Mise à jour du 19.12.13, à 14h40 : Le conseil d'administration de Transdev a voté hier à l'unanimité un apport de 13 millions d'euros pour la SNCM. Voici l'intégralité de son communiqué :

« Le Conseil d'administration de Transdev Group a autorisé ce jour la mise en place d'une ouverture de crédit supplémentaire de 13M€ à la SNCM afin de permettre à cette dernière de faire face à ses échéances de trésorerie à court terme.
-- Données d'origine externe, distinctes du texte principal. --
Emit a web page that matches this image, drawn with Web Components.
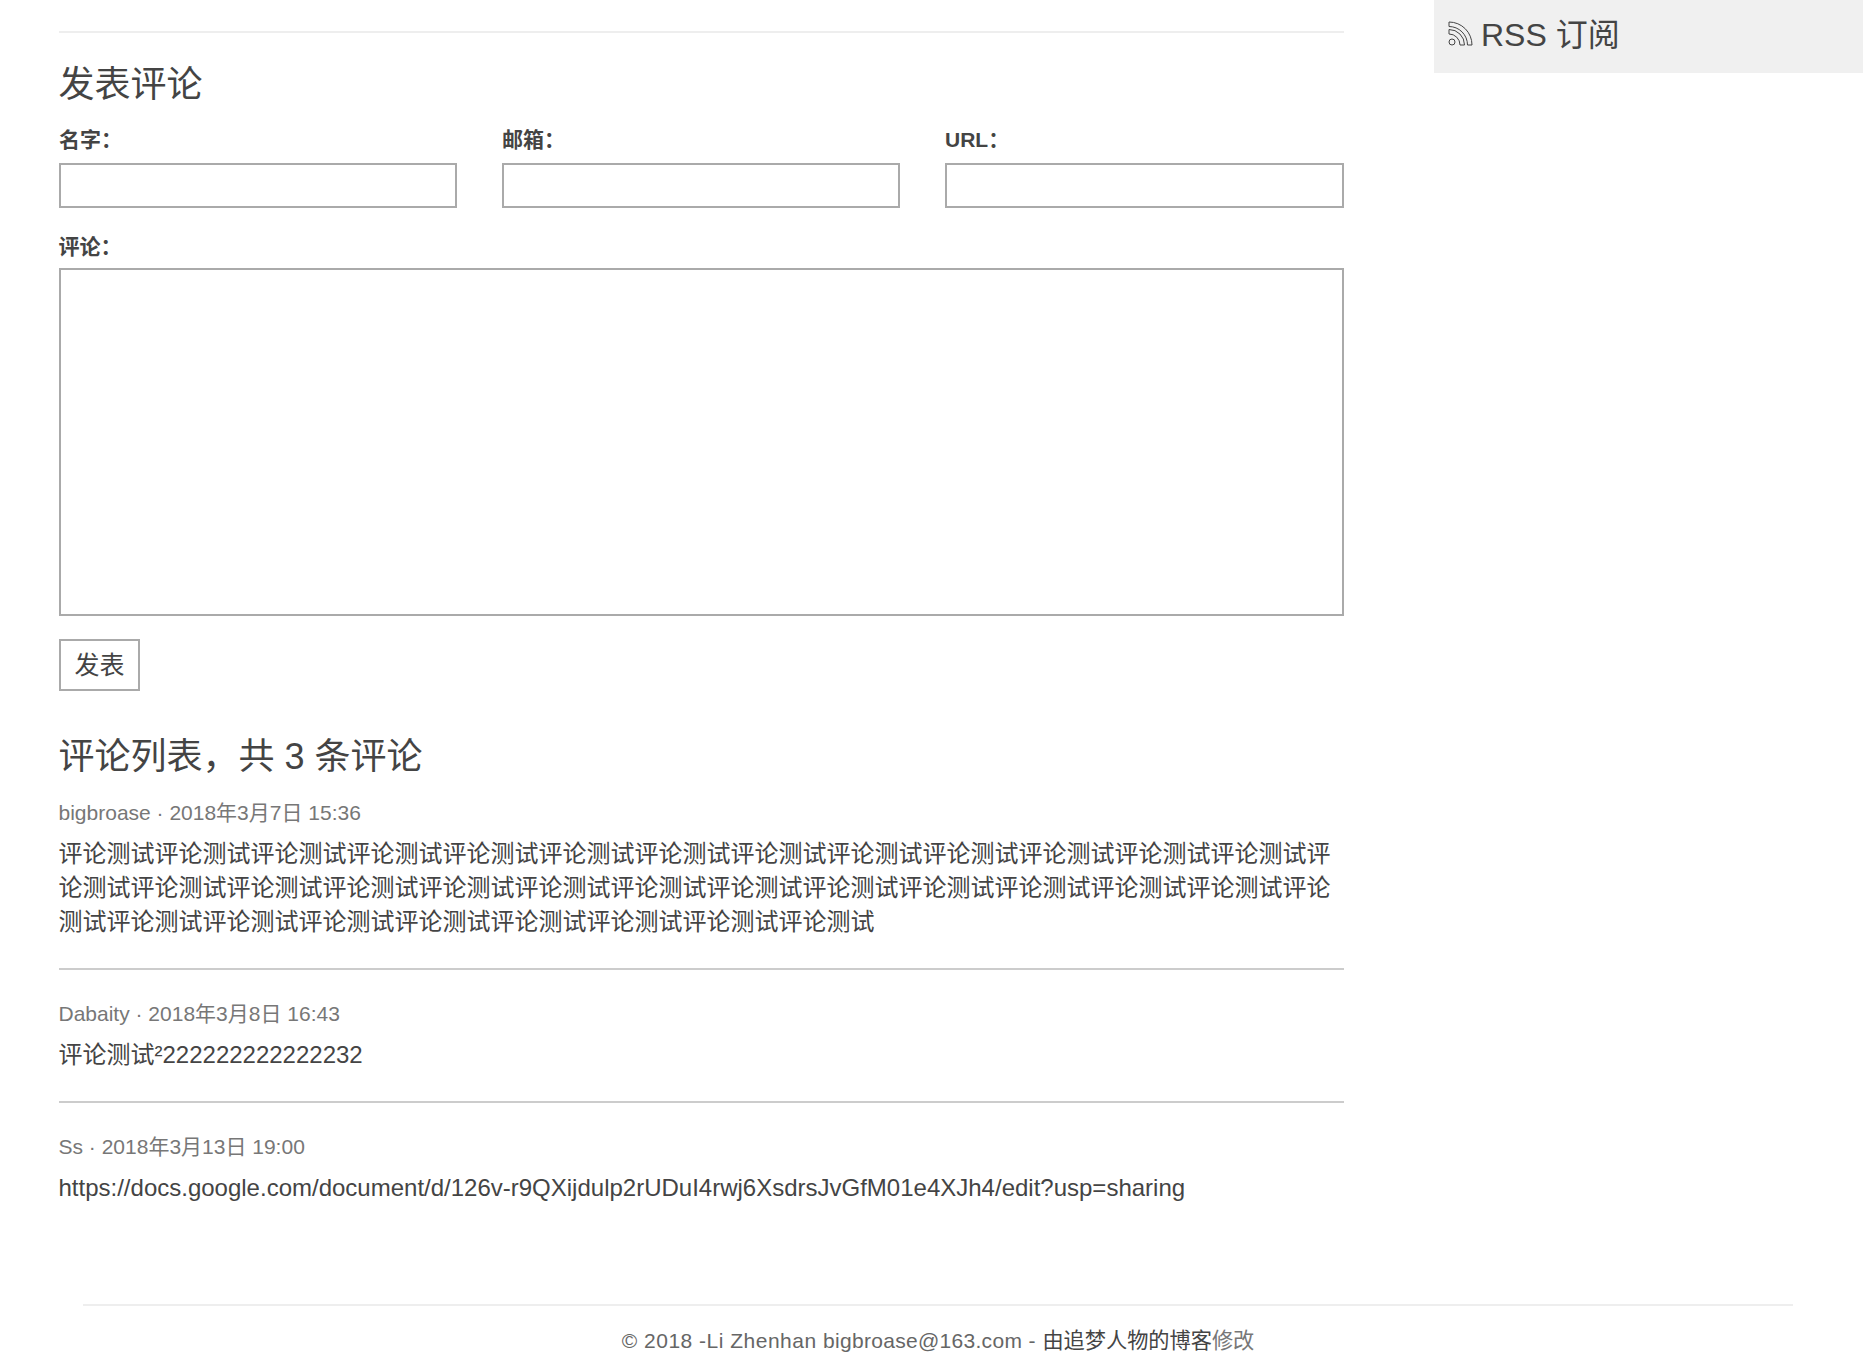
<!DOCTYPE html>
<html lang="zh">
<head>
<meta charset="utf-8">
<title>发表评论</title>
<style>
html, body { margin: 0; padding: 0; background: #fff; }
body {
  font-family: "Liberation Sans", "Noto Sans CJK SC", sans-serif;
  color: #444;
  font-size: 20px;
}
</style>
</head>
<body>
<blog-page>
  <comment-form slot="main"></comment-form>
  <comment-list slot="main" total="3">
    <comment-item author="bigbroase" date="2018年3月7日 15:36">评论测试评论测试评论测试评论测试评论测试评论测试评论测试评论测试评论测试评论测试评论测试评论测试评论测试评论测试评论测试评论测试评论测试评论测试评论测试评论测试评论测试评论测试评论测试评论测试评论测试评论测试评论测试评论测试评论测试评论测试评论测试评论测试评论测试评论测试评论测试</comment-item>
    <comment-item author="Dabaity" date="2018年3月8日 16:43">评论测试²222222222222232</comment-item>
    <comment-item author="Ss" date="2018年3月13日 19:00" last>https://docs.google.com/document/d/126v-r9QXijdulp2rUDuI4rwj6XsdrsJvGfM01e4XJh4/edit?usp=sharing</comment-item>
  </comment-list>
  <rss-box slot="side"></rss-box>
  <page-footer slot="footer"></page-footer>
</blog-page>

<script>
function define(name, html) {
  const template = document.createElement("template");
  template.innerHTML = html;
  customElements.define(name, class extends HTMLElement {
    constructor() {
      super();
      this.attachShadow({ mode: "open" }).appendChild(template.content.cloneNode(true));
    }
  });
}

define("blog-page", `
<style>
:host { display: block; }
.wrap { display: flex; align-items: flex-start; }
.main { width: 1285.5px; margin-left: 58.5px; padding-top: 31px; }
.main::before { content: ""; display: block; height: 2px; background: #eee; }
.side { flex: 1; margin-left: 90px; }
.foot { margin: 0 70px 0 83px; padding-top: 70px; }
</style>
<div class="wrap">
  <div class="main"><slot name="main"></slot></div>
  <div class="side"><slot name="side"></slot></div>
</div>
<div class="foot"><slot name="footer"></slot></div>
`);

define("form-field", `
<style>
:host { display: block; }
label {
  display: block;
  font-size: 21px;
  font-weight: 700;
  line-height: 30px;
  height: 30px;
  margin-bottom: 8px;
}
:host(.area) label { margin-bottom: 6px; }
</style>
<label><slot name="label"></slot></label>
<slot></slot>
`);

define("comment-form", `
<style>
:host { display: block; }
h2 { margin: 0; padding-top: 27px; font-size: 36px; font-weight: 400; line-height: 50px; height: 50px; }
.row { display: grid; grid-template-columns: 398px 398px 399px; column-gap: 45px; margin-top: 15px; padding-left: .5px; }
input, textarea {
  display: block;
  box-sizing: border-box;
  width: 100%;
  border: 2px solid #aaa;
  background: #fff;
  border-radius: 0;
  padding: 0;
  margin: 0;
  font: inherit;
  resize: none;
  outline: 0;
}
input { height: 45px; }
textarea { height: 348px; }
.area { margin-top: 24px; }
.area textarea { margin-left: .5px; width: 1285px; }
button {
  display: block;
  box-sizing: border-box;
  width: 81px;
  height: 52px;
  margin: 23px 0 0 .5px;
  padding: 0 0 4px;
  border: 2px solid #aaa;
  border-radius: 0;
  background: #fff;
  color: #444;
  font: inherit;
  font-size: 25px;
}
</style>
<h2>发表评论</h2>
<div class="row">
  <form-field><span slot="label">名字&#xFF1A;</span><input type="text"></form-field>
  <form-field><span slot="label">邮箱&#xFF1A;</span><input type="text"></form-field>
  <form-field><span slot="label">URL&#xFF1A;</span><input type="text"></form-field>
</div>
<form-field class="area"><span slot="label">评论&#xFF1A;</span><textarea></textarea></form-field>
<button type="button">发表</button>
`);

define("comment-list", `
<style>
:host { display: block; }
h2 { margin: 0; padding-top: 41px; font-size: 36px; font-weight: 400; line-height: 50px; height: 50px; }
.items { margin-top: 16px; }
</style>
<h2>评论列表&#xFF0C;共 3 条评论</h2>
<div class="items"><slot></slot></div>
`);

define("comment-item", `
<style>
:host { display: block; border-bottom: 2px solid #ccc; margin-bottom: 29px; padding-bottom: 29px; }
:host([last]) { border-bottom: 0; margin-bottom: 0; }
.meta { font-size: 21px; line-height: 30px; color: #777; margin-bottom: 9px; }
.body { font-size: 24px; line-height: 34px; word-break: break-all; }
</style>
<div class="meta" id="meta"></div>
<div class="body"><slot></slot></div>
`);

// meta line comes from the attributes
document.querySelectorAll("comment-item").forEach((el) => {
  el.shadowRoot.getElementById("meta").textContent =
    el.getAttribute("author") + " · " + el.getAttribute("date");
});

define("rss-box", `
<style>
:host { display: flex; align-items: center; box-sizing: border-box; height: 73px; background: #f0f0f0; padding: 0 0 9px 14px; font-size: 32px; }
svg { width: 25px; height: 25px; margin-right: 8px; flex: none; margin-top: 3px; }
</style>
<svg viewBox="0 0 25 25" fill="none" stroke="#444" stroke-width="1">
  <circle cx="4" cy="21" r="3"/>
  <path d="M1 8.5 V13 A11 11 0 0 1 12 24 H16.5 A15.5 15.5 0 0 0 1 8.5Z"/>
  <path d="M1 1 V5.5 A18.5 18.5 0 0 1 19.5 24 H24 A23 23 0 0 0 1 1Z"/>
</svg>
<span>RSS 订阅</span>
`);

define("page-footer", `
<style>
:host { display: block; border-top: 2px solid #eee; text-align: center; padding-top: 20px; height: 46px; font-size: 21.2px; line-height: 30px; color: #666; }
.latin { font-size: 21px; letter-spacing: .5px; }
.mail { letter-spacing: .3px; }
.dark { color: #444; }
.soft { color: #777; }
</style>
<span class="latin">© 2018 -Li Zhenhan <span class="mail">bigbroase@163.com</span> - </span><span class="dark">由追梦人物的博客</span><span class="soft">修改</span>
`);
</script>
</body>
</html>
Ce versement s'inscrit dans le cadre de la conciliation ouverte par le Président du Tribunal de Commerce de Marseille, le 11 octobre dernier, afin de favoriser le recouvrement des sommes dues à la SNCM par des tiers, notamment la CTC. 

La décision a été prise à l'unanimité des administrateurs, suite à la demande formulée par le conciliateur auprès de la direction de Transdev Group, notamment dans deux courriers récents en date des 10 et 16 décembre dernier. Les administrateurs ont notamment pris acte de ce que ce versement était indispensable au financement d'une période transitoire qui doit permettre la finalisation des travaux engagés sur "les scenarii permettant d'assurer la pérennité de l'entreprise". 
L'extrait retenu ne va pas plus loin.